TASK DIRECTIONS —
Repeat the listing in full, exactly as it stands.

* Begin *

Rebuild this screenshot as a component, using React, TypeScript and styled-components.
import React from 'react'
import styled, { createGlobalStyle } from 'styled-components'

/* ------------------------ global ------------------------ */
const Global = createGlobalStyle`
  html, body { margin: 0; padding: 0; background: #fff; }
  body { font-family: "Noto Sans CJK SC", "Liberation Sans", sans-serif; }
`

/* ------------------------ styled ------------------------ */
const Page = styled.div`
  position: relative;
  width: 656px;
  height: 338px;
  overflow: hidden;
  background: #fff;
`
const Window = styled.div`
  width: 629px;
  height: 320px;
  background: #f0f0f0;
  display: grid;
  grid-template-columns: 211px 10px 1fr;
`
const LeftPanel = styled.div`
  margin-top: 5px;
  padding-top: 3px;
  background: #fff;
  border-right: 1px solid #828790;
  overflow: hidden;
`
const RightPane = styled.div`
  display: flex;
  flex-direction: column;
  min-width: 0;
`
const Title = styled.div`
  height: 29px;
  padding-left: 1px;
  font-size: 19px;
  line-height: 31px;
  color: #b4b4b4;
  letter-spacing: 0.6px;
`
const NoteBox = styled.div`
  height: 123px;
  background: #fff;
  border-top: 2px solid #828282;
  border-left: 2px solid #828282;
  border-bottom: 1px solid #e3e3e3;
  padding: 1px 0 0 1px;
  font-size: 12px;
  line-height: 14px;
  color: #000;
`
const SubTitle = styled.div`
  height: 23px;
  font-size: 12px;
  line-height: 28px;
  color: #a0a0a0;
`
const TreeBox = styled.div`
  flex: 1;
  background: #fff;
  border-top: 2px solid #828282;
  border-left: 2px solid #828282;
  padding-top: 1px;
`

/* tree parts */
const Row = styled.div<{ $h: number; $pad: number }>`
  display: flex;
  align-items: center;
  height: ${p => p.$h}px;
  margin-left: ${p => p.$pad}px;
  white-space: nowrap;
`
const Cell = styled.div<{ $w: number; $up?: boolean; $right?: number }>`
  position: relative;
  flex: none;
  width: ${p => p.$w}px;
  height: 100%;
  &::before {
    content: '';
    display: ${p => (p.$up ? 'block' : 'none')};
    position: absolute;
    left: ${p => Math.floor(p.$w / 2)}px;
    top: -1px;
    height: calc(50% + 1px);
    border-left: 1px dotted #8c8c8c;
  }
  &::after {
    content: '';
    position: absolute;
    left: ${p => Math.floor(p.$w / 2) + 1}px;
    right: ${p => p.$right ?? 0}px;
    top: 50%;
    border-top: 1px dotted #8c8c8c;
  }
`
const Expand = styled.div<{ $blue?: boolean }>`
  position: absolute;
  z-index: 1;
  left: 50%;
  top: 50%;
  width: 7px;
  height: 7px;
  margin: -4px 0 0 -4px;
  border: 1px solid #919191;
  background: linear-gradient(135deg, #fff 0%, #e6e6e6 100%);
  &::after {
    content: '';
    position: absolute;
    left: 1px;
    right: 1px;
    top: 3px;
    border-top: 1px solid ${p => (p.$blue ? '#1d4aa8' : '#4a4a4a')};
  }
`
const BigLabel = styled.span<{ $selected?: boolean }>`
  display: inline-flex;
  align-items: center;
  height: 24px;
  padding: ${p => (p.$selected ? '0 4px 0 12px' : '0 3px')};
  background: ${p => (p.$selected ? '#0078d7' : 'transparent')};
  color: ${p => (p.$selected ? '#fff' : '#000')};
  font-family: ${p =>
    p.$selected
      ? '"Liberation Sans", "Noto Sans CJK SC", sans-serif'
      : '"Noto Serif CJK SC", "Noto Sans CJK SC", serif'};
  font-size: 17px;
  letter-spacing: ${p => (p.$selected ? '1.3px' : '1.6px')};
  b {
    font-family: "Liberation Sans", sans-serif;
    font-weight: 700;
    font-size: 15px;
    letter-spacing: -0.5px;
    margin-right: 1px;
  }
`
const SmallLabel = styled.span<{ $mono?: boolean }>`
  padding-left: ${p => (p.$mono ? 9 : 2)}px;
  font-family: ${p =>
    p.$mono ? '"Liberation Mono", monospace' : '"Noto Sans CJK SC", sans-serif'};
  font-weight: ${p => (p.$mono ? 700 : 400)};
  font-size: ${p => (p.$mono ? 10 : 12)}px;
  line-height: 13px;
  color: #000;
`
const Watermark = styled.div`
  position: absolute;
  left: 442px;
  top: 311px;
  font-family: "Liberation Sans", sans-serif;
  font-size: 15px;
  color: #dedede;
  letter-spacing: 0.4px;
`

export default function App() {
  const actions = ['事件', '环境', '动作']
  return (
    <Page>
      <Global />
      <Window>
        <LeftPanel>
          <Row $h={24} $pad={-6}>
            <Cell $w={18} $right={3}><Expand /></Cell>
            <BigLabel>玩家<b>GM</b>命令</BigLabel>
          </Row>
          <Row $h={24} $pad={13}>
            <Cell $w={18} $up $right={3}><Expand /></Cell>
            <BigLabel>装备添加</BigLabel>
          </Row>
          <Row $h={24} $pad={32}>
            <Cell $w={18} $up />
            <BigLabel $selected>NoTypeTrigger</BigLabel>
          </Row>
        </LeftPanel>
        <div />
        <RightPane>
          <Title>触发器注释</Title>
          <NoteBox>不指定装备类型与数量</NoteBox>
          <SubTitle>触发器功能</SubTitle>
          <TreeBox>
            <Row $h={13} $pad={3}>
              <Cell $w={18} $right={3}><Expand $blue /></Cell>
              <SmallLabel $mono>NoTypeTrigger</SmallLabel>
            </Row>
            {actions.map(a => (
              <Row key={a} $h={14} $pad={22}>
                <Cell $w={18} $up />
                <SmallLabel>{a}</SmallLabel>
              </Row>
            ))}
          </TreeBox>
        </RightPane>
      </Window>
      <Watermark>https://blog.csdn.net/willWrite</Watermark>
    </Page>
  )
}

* End *

THE SOLUTION —
Rebuild this screenshot as a component, using React, TypeScript and styled-components.
import React from 'react'
import styled, { createGlobalStyle } from 'styled-components'

/* ------------------------ global ------------------------ */
const Global = createGlobalStyle`
  html, body { margin: 0; padding: 0; background: #fff; }
  body { font-family: "Noto Sans CJK SC", "Liberation Sans", sans-serif; }
`

/* ------------------------ styled ------------------------ */
const Page = styled.div`
  position: relative;
  width: 656px;
  height: 338px;
  overflow: hidden;
  background: #fff;
`
const Window = styled.div`
  width: 629px;
  height: 320px;
  background: #f0f0f0;
  display: grid;
  grid-template-columns: 211px 10px 1fr;
`
const LeftPanel = styled.div`
  margin-top: 5px;
  padding-top: 3px;
  background: #fff;
  border-right: 1px solid #828790;
  overflow: hidden;
`
const RightPane = styled.div`
  display: flex;
  flex-direction: column;
  min-width: 0;
`
const Title = styled.div`
  height: 29px;
  padding-left: 1px;
  font-size: 19px;
  line-height: 31px;
  color: #b4b4b4;
  letter-spacing: 0.6px;
`
const NoteBox = styled.div`
  height: 123px;
  background: #fff;
  border-top: 2px solid #828282;
  border-left: 2px solid #828282;
  border-bottom: 1px solid #e3e3e3;
  padding: 1px 0 0 1px;
  font-size: 12px;
  line-height: 14px;
  color: #000;
`
const SubTitle = styled.div`
  height: 23px;
  font-size: 12px;
  line-height: 28px;
  color: #a0a0a0;
`
const TreeBox = styled.div`
  flex: 1;
  background: #fff;
  border-top: 2px solid #828282;
  border-left: 2px solid #828282;
  padding-top: 1px;
`

/* tree parts */
const Row = styled.div<{ $h: number; $pad: number }>`
  display: flex;
  align-items: center;
  height: ${p => p.$h}px;
  margin-left: ${p => p.$pad}px;
  white-space: nowrap;
`
const Cell = styled.div<{ $w: number; $up?: boolean; $right?: number }>`
  position: relative;
  flex: none;
  width: ${p => p.$w}px;
  height: 100%;
  &::before {
    content: '';
    display: ${p => (p.$up ? 'block' : 'none')};
    position: absolute;
    left: ${p => Math.floor(p.$w / 2)}px;
    top: -1px;
    height: calc(50% + 1px);
    border-left: 1px dotted #8c8c8c;
  }
  &::after {
    content: '';
    position: absolute;
    left: ${p => Math.floor(p.$w / 2) + 1}px;
    right: ${p => p.$right ?? 0}px;
    top: 50%;
    border-top: 1px dotted #8c8c8c;
  }
`
const Expand = styled.div<{ $blue?: boolean }>`
  position: absolute;
  z-index: 1;
  left: 50%;
  top: 50%;
  width: 7px;
  height: 7px;
  margin: -4px 0 0 -4px;
  border: 1px solid #919191;
  background: linear-gradient(135deg, #fff 0%, #e6e6e6 100%);
  &::after {
    content: '';
    position: absolute;
    left: 1px;
    right: 1px;
    top: 3px;
    border-top: 1px solid ${p => (p.$blue ? '#1d4aa8' : '#4a4a4a')};
  }
`
const BigLabel = styled.span<{ $selected?: boolean }>`
  display: inline-flex;
  align-items: center;
  height: 24px;
  padding: ${p => (p.$selected ? '0 4px 0 12px' : '0 3px')};
  background: ${p => (p.$selected ? '#0078d7' : 'transparent')};
  color: ${p => (p.$selected ? '#fff' : '#000')};
  font-family: ${p =>
    p.$selected
      ? '"Liberation Sans", "Noto Sans CJK SC", sans-serif'
      : '"Noto Serif CJK SC", "Noto Sans CJK SC", serif'};
  font-size: 17px;
  letter-spacing: ${p => (p.$selected ? '1.3px' : '1.6px')};
  b {
    font-family: "Liberation Sans", sans-serif;
    font-weight: 700;
    font-size: 15px;
    letter-spacing: -0.5px;
    margin-right: 1px;
  }
`
const SmallLabel = styled.span<{ $mono?: boolean }>`
  padding-left: ${p => (p.$mono ? 9 : 2)}px;
  font-family: ${p =>
    p.$mono ? '"Liberation Mono", monospace' : '"Noto Sans CJK SC", sans-serif'};
  font-weight: ${p => (p.$mono ? 700 : 400)};
  font-size: ${p => (p.$mono ? 10 : 12)}px;
  line-height: 13px;
  color: #000;
`
const Watermark = styled.div`
  position: absolute;
  left: 442px;
  top: 311px;
  font-family: "Liberation Sans", sans-serif;
  font-size: 15px;
  color: #dedede;
  letter-spacing: 0.4px;
`

export default function App() {
  const actions = ['事件', '环境', '动作']
  return (
    <Page>
      <Global />
      <Window>
        <LeftPanel>
          <Row $h={24} $pad={-6}>
            <Cell $w={18} $right={3}><Expand /></Cell>
            <BigLabel>玩家<b>GM</b>命令</BigLabel>
          </Row>
          <Row $h={24} $pad={13}>
            <Cell $w={18} $up $right={3}><Expand /></Cell>
            <BigLabel>装备添加</BigLabel>
          </Row>
          <Row $h={24} $pad={32}>
            <Cell $w={18} $up />
            <BigLabel $selected>NoTypeTrigger</BigLabel>
          </Row>
        </LeftPanel>
        <div />
        <RightPane>
          <Title>触发器注释</Title>
          <NoteBox>不指定装备类型与数量</NoteBox>
          <SubTitle>触发器功能</SubTitle>
          <TreeBox>
            <Row $h={13} $pad={3}>
              <Cell $w={18} $right={3}><Expand $blue /></Cell>
              <SmallLabel $mono>NoTypeTrigger</SmallLabel>
            </Row>
            {actions.map(a => (
              <Row key={a} $h={14} $pad={22}>
                <Cell $w={18} $up />
                <SmallLabel>{a}</SmallLabel>
              </Row>
            ))}
          </TreeBox>
        </RightPane>
      </Window>
      <Watermark>https://blog.csdn.net/willWrite</Watermark>
    </Page>
  )
}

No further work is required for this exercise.